Feeling grateful for not only the big things, but mostly the little things, is what transforms your attitude, your perspective, and your approach to life.  I am grateful for the rain because it makes my daughter so incredibly happy to jump in puddles when normally I would avoid being outside at all, I am grateful when I share a positive conversation in passing with someone I might normally not have talked to, I am grateful I was kept safe instead of being in a horrible accident that I witnessed, I am grateful for the barista that decided to give me a free drink for no reason, I am grateful for sitting here right now sharing my thoughts with all of you…

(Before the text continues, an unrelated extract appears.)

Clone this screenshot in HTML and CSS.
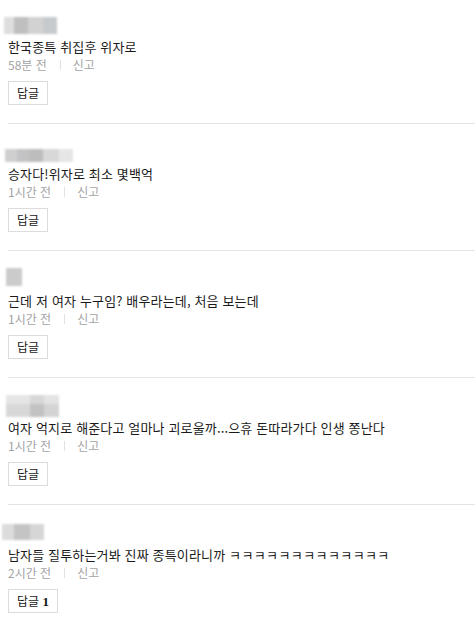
FILE: index.html
```html
<!DOCTYPE html>
<html lang="ko">
<head>
    <meta charset="UTF-8">
    <meta name="viewport" content="width=device-width, initial-scale=1.0">
    <title>댓글</title>
    <link rel="stylesheet" href="styles.css">
</head>
<body>
    <ul class="comments">
        <li class="comment">
            <div class="nick"><span class="blur n1"></span></div>
            <p class="text">한국종특 취집후 위자로</p>
            <div class="meta"><span>58분 전</span><span class="sep"></span><span>신고</span></div>
            <button class="reply">답글</button>
        </li>
        <li class="comment">
            <div class="nick"><span class="blur n2"></span></div>
            <p class="text">승자다!위자로 최소 몇백억</p>
            <div class="meta"><span>1시간 전</span><span class="sep"></span><span>신고</span></div>
            <button class="reply">답글</button>
        </li>
        <li class="comment">
            <div class="nick"><span class="blur n3"></span></div>
            <p class="text">근데 저 여자 누구임? 배우라는데, 처음 보는데</p>
            <div class="meta"><span>1시간 전</span><span class="sep"></span><span>신고</span></div>
            <button class="reply">답글</button>
        </li>
        <li class="comment">
            <div class="nick"><span class="blur n4"></span></div>
            <p class="text">여자 억지로 해준다고 얼마나 괴로울까...으휴 돈따라가다 인생 쫑난다</p>
            <div class="meta"><span>1시간 전</span><span class="sep"></span><span>신고</span></div>
            <button class="reply">답글</button>
        </li>
        <li class="comment">
            <div class="nick"><span class="blur n5"></span></div>
            <p class="text">남자들 질투하는거봐 진짜 종특이라니까 <span class="kk">ㅋㅋㅋㅋㅋㅋㅋㅋㅋㅋㅋㅋㅋ</span></p>
            <div class="meta"><span>2시간 전</span><span class="sep"></span><span>신고</span></div>
            <button class="reply">답글 <b class="count">1</b></button>
        </li>
    </ul>
</body>
</html>
```

FILE: styles.css
```css
body {
    margin: 0;
    background: #fff;
    font-family: "Noto Sans CJK KR", "Liberation Sans", sans-serif;
    font-size: 12px;
    color: #1a1a1a;
    overflow: hidden;
}

.comments {
    list-style: none;
    margin: 0;
    padding: 0;
}

.comment {
    margin-left: 8px;
    padding: 24px 0 18px;
    border-bottom: 1px solid #e4e4e4;
}

.comment:first-child {
    padding-top: 21px;
}

/* blurred nicknames */
.nick {
    height: 17px;
    display: flex;
    align-items: flex-end;
}

.blur {
    display: block;
    filter: blur(1px);
}

.n1 {
    width: 53px;
    height: 17px;
    margin: 0 0 4px -4px;
    background: linear-gradient(to right, #dedede 0 10px, #bfbfbf 10px 24px, #d2d2d2 24px 39px, #c7cacd 39px);
}

.n2 {
    width: 68px;
    height: 13px;
    margin: 0 0 3px -3px;
    background: linear-gradient(to right, #cfcfcf 0 12px, #c3c3c5 12px 24px, #bdbdbd 24px 38px, #d8d8d8 38px 54px, #e6e6e6 54px);
}

.n3 {
    width: 16px;
    height: 18px;
    margin: 0 0 6px -2px;
    background: #cbcbcb;
}

.n4 {
    width: 53px;
    height: 22px;
    margin: 0 0 2px -2px;
    background:
        linear-gradient(to bottom, rgba(255, 255, 255, 0.35) 0 9px, transparent 9px),
        linear-gradient(to right, #d8d8d8 0 24px, #c2c2c2 24px 38px, #d4d4d4 38px);
}

.n5 {
    width: 42px;
    height: 16px;
    margin: 0 0 6px -6px;
    background: linear-gradient(to right, #dcdcdc 0 12px, #c4c4c4 12px 28px, #d6d6d6 28px);
}

.text {
    margin: 0;
    font-size: 13px;
    line-height: 18px;
    letter-spacing: 0.15px;
    white-space: nowrap;
}

.kk {
    letter-spacing: 0.4px;
}

.meta {
    display: flex;
    align-items: center;
    line-height: 18px;
    color: #a4a4a4;
}

.sep {
    width: 1px;
    height: 10px;
    margin: 0 12px 0 13px;
    background: #e2e2e2;
}

.reply {
    display: block;
    margin-top: 7px;
    height: 24px;
    padding: 0 8px;
    border: 1px solid #dcdcdc;
    background: #fff;
    font-family: inherit;
    font-size: 12px;
    color: #1a1a1a;
    line-height: 22px;
}

.count {
    font-family: "Liberation Serif", serif;
    font-size: 13px;
    font-weight: bold;
    color: #111;
}
```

My birthday wish this year is for you to try it, at least for today, to reflect on your day so far and pinpoint one unique moment that made today different, a little better, a tiny bit more special.  What is something that made you smile, pleasantly surprised you, warmed your heart, helped you simply get through the day, or perhaps, made you laugh out loud today?

Today, I am grateful for YOU for taking the time to celebrate my birthday and reading my thoughts on this blog.  Thank you, I so appreciate you, and I hope you will be inspired to join “The Grateful Habit” in your own daily life.

Here are some of my favorite Grateful quotes that I would love to share with you:

*****

“Gratitude unlocks the fullness of life.  It turns what we have into enough, and more.  It turns denial into acceptance, chaos to order, confusion to clarity.  It can turn a meal into a feast, a house into a home, a stranger into a friend.  Gratitude makes sense of our past, brings peace for today, and creates a vision for tomorrow.”

~ Melody Beattie

*****

“Gratitude bestows reverence, allowing us to encounter everyday epiphanies, those transcendent moments of awe that change forever how we experience life and the world.”

~ John Milton

*****

“Whatever we are waiting for – peace of mind, contentment, grace, the inner awareness of simple abundance – it will surely come to us, but only when we are ready to receive it with an open and grateful heart.”

~ Sarah Ban Breathnach

*****

“The greatest contribution we can make to the well being of those in our lives is to have peace in our own hearts.  When our hearts are filled with gratitude and our minds are brimming with enthusiasm, everyone we encounter leaves our space feeling a little lighter than when they entered it.”

~ David Simon

*****

“Gratitude goes beyond the ‘mine’ and ‘thine’ and claims the truth that all of life is a pure gift.  In the past, I always thought of gratitude as a spontaneous response to the awareness of gifts received, but now I realize that gratitude can also be lived as a discipline.  The discipline of gratitude is the explicit effort to acknowledge that all I am and have is given to me as a gift of love, a gift to be celebrated with joy.”